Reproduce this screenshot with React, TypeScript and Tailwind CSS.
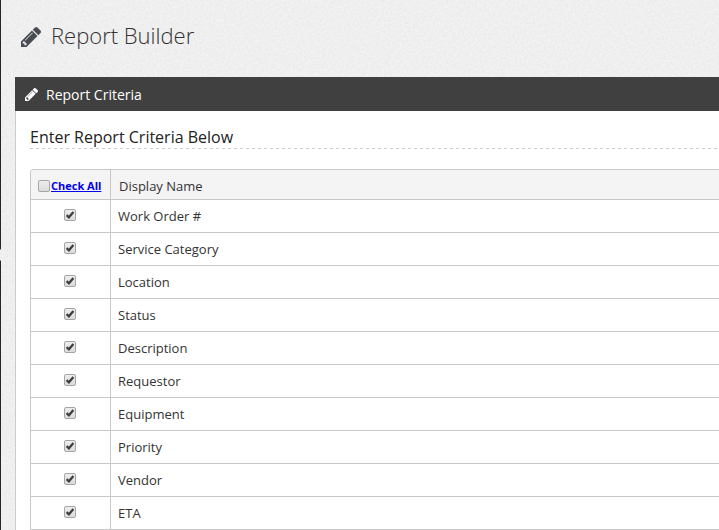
import { useState } from "react";

const FIELDS = [
  "Work Order #",
  "Service Category",
  "Location",
  "Status",
  "Description",
  "Requestor",
  "Equipment",
  "Priority",
  "Vendor",
  "ETA",
];

function Pencil({ className }: { className: string }) {
  return (
    <svg viewBox="0 -1387 1515 1515" fill="currentColor" className={className} aria-hidden="true">
      <path
        transform="scale(1,-1)"
        d="M363 0l91 91-235 235-91-91v-107h128v-128h107zM886 928q0 22-22 22-10 0-17-7l-542-542q-7-7-7-17 0-22 22-22 10 0 17 7l542 542q7 7 7 17zM832 1120l416-416-832-832h-416v416zM1515 1024q0-53-37-90l-166-166-416 416 166 165q36 38 90 38 53 0 91-38l235-234q37-39 37-91z"
      />
    </svg>
  );
}

function Grain() {
  return (
    <svg className="pointer-events-none absolute inset-0 h-full w-full" aria-hidden="true">
      <filter id="grain" colorInterpolationFilters="sRGB">
        <feTurbulence type="fractalNoise" baseFrequency="0.45" numOctaves="2" stitchTiles="stitch" />
        <feColorMatrix values="0.06 0 0 0 0.907  0.06 0 0 0 0.907  0.06 0 0 0 0.907  0 0 0 0 1" />
      </filter>
      <rect width="100%" height="100%" filter="url(#grain)" />
    </svg>
  );
}

function CheckBox({
  id,
  checked,
  onChange,
}: {
  id: string;
  checked: boolean;
  onChange: (value: boolean) => void;
}) {
  return (
    <span className="inline-grid size-3 place-items-center">
      <input
        id={id}
        type="checkbox"
        checked={checked}
        onChange={(e) => onChange(e.target.checked)}
        className="peer col-start-1 row-start-1 size-3 appearance-none rounded-xs border border-[#a5a5a5] bg-linear-to-b from-[#ededed] to-[#dcdcdc]"
      />
      <svg
        viewBox="0 0 12 12"
        className="pointer-events-none invisible col-start-1 row-start-1 size-3 fill-none stroke-[#3f3f3f] peer-checked:visible"
        aria-hidden="true"
      >
        <path d="M2.6 6.2 4.9 8.3 9.4 3" strokeWidth="2.3" />
      </svg>
    </span>
  );
}

export default function App() {
  const [selected, setSelected] = useState<boolean[]>(FIELDS.map(() => true));
  const [all, setAll] = useState(false);

  const toggleAll = (value: boolean) => {
    setAll(value);
    setSelected(FIELDS.map(() => value));
  };

  return (
    <div className="relative flex h-screen overflow-hidden bg-[#efefef] font-['Open_Sans','Noto_Sans',sans-serif] text-[#333]">
      <Grain />
      <div className="relative flex w-px shrink-0 flex-col">
        <div className="h-[249px] bg-[#2b2525]" />
        <div className="h-3 border-y border-[#999] bg-[#efefef]" />
        <div className="flex-1 bg-[#2b2525]" />
      </div>

      <main className="relative min-w-0 flex-1 pl-3.5">
        <header className="flex h-[77px] items-center gap-2.5 pb-1 pl-1.5">
          <Pencil className="size-5 text-[#484b52]" />
          <h1 className="pb-0.5 text-[22px] font-light">Report Builder</h1>
        </header>

        <section>
          <div className="flex h-[34px] items-center gap-2 bg-[#404040] pl-2.5 text-white">
            <Pencil className="size-3.25" />
            <h2 className="pt-0.5 text-sm">Report Criteria</h2>
          </div>

          <div className="border-l border-[#ccc] bg-white pt-3.5 pl-3.5">
            <h3 className="text-base leading-6 text-[#222]">Enter Report Criteria Below</h3>
            <div className="-mt-px h-px bg-[repeating-linear-gradient(to_right,#ccc_0_3px,transparent_3px_6px)]" />

            <div className="mt-5 overflow-hidden rounded-tl border-t border-l border-[#c8c8c8]">
              <table className="w-full border-separate border-spacing-0 text-left text-[13px]">
                <thead>
                  <tr className="h-[30px] bg-[#f4f4f4]">
                    <th className="w-20 border-r border-b border-[#c8c8c8] p-0 pl-[7px] font-normal">
                      <div className="flex items-center pt-0.5">
                        <CheckBox id="check-all" checked={all} onChange={toggleAll} />
                        <label htmlFor="check-all" className="pl-px text-[11px] leading-4 font-bold whitespace-nowrap text-[#0000ee] underline">
                          Check All
                        </label>
                      </div>
                    </th>
                    <th className="border-b border-[#c8c8c8] p-0 pt-1 pl-2 font-normal">Display Name</th>
                  </tr>
                </thead>
                <tbody>
                  {FIELDS.map((field, i) => (
                    <tr key={field} className="h-[33px] bg-white">
                      <td className="border-r border-b border-[#c8c8c8] p-0">
                        <div className="flex justify-center pr-0.5 pb-0.5">
                          <CheckBox
                            id={`field-${i}`}
                            checked={selected[i]}
                            onChange={(value) => setSelected(selected.map((s, j) => (j === i ? value : s)))}
                          />
                        </div>
                      </td>
                      <td className="border-b border-[#c8c8c8] p-0 pt-0.5 pl-[7px]">
                        <label htmlFor={`field-${i}`}>{field}</label>
                      </td>
                    </tr>
                  ))}
                </tbody>
              </table>
            </div>
          </div>
        </section>
      </main>
    </div>
  );
}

| Goal of the exercise |
Print the complete listing exactly as it stands, without its pictures.

| Written solution |
Reproduce this screenshot with React, TypeScript and Tailwind CSS.
import { useState } from "react";

const FIELDS = [
  "Work Order #",
  "Service Category",
  "Location",
  "Status",
  "Description",
  "Requestor",
  "Equipment",
  "Priority",
  "Vendor",
  "ETA",
];

function Pencil({ className }: { className: string }) {
  return (
    <svg viewBox="0 -1387 1515 1515" fill="currentColor" className={className} aria-hidden="true">
      <path
        transform="scale(1,-1)"
        d="M363 0l91 91-235 235-91-91v-107h128v-128h107zM886 928q0 22-22 22-10 0-17-7l-542-542q-7-7-7-17 0-22 22-22 10 0 17 7l542 542q7 7 7 17zM832 1120l416-416-832-832h-416v416zM1515 1024q0-53-37-90l-166-166-416 416 166 165q36 38 90 38 53 0 91-38l235-234q37-39 37-91z"
      />
    </svg>
  );
}

function Grain() {
  return (
    <svg className="pointer-events-none absolute inset-0 h-full w-full" aria-hidden="true">
      <filter id="grain" colorInterpolationFilters="sRGB">
        <feTurbulence type="fractalNoise" baseFrequency="0.45" numOctaves="2" stitchTiles="stitch" />
        <feColorMatrix values="0.06 0 0 0 0.907  0.06 0 0 0 0.907  0.06 0 0 0 0.907  0 0 0 0 1" />
      </filter>
      <rect width="100%" height="100%" filter="url(#grain)" />
    </svg>
  );
}

function CheckBox({
  id,
  checked,
  onChange,
}: {
  id: string;
  checked: boolean;
  onChange: (value: boolean) => void;
}) {
  return (
    <span className="inline-grid size-3 place-items-center">
      <input
        id={id}
        type="checkbox"
        checked={checked}
        onChange={(e) => onChange(e.target.checked)}
        className="peer col-start-1 row-start-1 size-3 appearance-none rounded-xs border border-[#a5a5a5] bg-linear-to-b from-[#ededed] to-[#dcdcdc]"
      />
      <svg
        viewBox="0 0 12 12"
        className="pointer-events-none invisible col-start-1 row-start-1 size-3 fill-none stroke-[#3f3f3f] peer-checked:visible"
        aria-hidden="true"
      >
        <path d="M2.6 6.2 4.9 8.3 9.4 3" strokeWidth="2.3" />
      </svg>
    </span>
  );
}

export default function App() {
  const [selected, setSelected] = useState<boolean[]>(FIELDS.map(() => true));
  const [all, setAll] = useState(false);

  const toggleAll = (value: boolean) => {
    setAll(value);
    setSelected(FIELDS.map(() => value));
  };

  return (
    <div className="relative flex h-screen overflow-hidden bg-[#efefef] font-['Open_Sans','Noto_Sans',sans-serif] text-[#333]">
      <Grain />
      <div className="relative flex w-px shrink-0 flex-col">
        <div className="h-[249px] bg-[#2b2525]" />
        <div className="h-3 border-y border-[#999] bg-[#efefef]" />
        <div className="flex-1 bg-[#2b2525]" />
      </div>

      <main className="relative min-w-0 flex-1 pl-3.5">
        <header className="flex h-[77px] items-center gap-2.5 pb-1 pl-1.5">
          <Pencil className="size-5 text-[#484b52]" />
          <h1 className="pb-0.5 text-[22px] font-light">Report Builder</h1>
        </header>

        <section>
          <div className="flex h-[34px] items-center gap-2 bg-[#404040] pl-2.5 text-white">
            <Pencil className="size-3.25" />
            <h2 className="pt-0.5 text-sm">Report Criteria</h2>
          </div>

          <div className="border-l border-[#ccc] bg-white pt-3.5 pl-3.5">
            <h3 className="text-base leading-6 text-[#222]">Enter Report Criteria Below</h3>
            <div className="-mt-px h-px bg-[repeating-linear-gradient(to_right,#ccc_0_3px,transparent_3px_6px)]" />

            <div className="mt-5 overflow-hidden rounded-tl border-t border-l border-[#c8c8c8]">
              <table className="w-full border-separate border-spacing-0 text-left text-[13px]">
                <thead>
                  <tr className="h-[30px] bg-[#f4f4f4]">
                    <th className="w-20 border-r border-b border-[#c8c8c8] p-0 pl-[7px] font-normal">
                      <div className="flex items-center pt-0.5">
                        <CheckBox id="check-all" checked={all} onChange={toggleAll} />
                        <label htmlFor="check-all" className="pl-px text-[11px] leading-4 font-bold whitespace-nowrap text-[#0000ee] underline">
                          Check All
                        </label>
                      </div>
                    </th>
                    <th className="border-b border-[#c8c8c8] p-0 pt-1 pl-2 font-normal">Display Name</th>
                  </tr>
                </thead>
                <tbody>
                  {FIELDS.map((field, i) => (
                    <tr key={field} className="h-[33px] bg-white">
                      <td className="border-r border-b border-[#c8c8c8] p-0">
                        <div className="flex justify-center pr-0.5 pb-0.5">
                          <CheckBox
                            id={`field-${i}`}
                            checked={selected[i]}
                            onChange={(value) => setSelected(selected.map((s, j) => (j === i ? value : s)))}
                          />
                        </div>
                      </td>
                      <td className="border-b border-[#c8c8c8] p-0 pt-0.5 pl-[7px]">
                        <label htmlFor={`field-${i}`}>{field}</label>
                      </td>
                    </tr>
                  ))}
                </tbody>
              </table>
            </div>
          </div>
        </section>
      </main>
    </div>
  );
}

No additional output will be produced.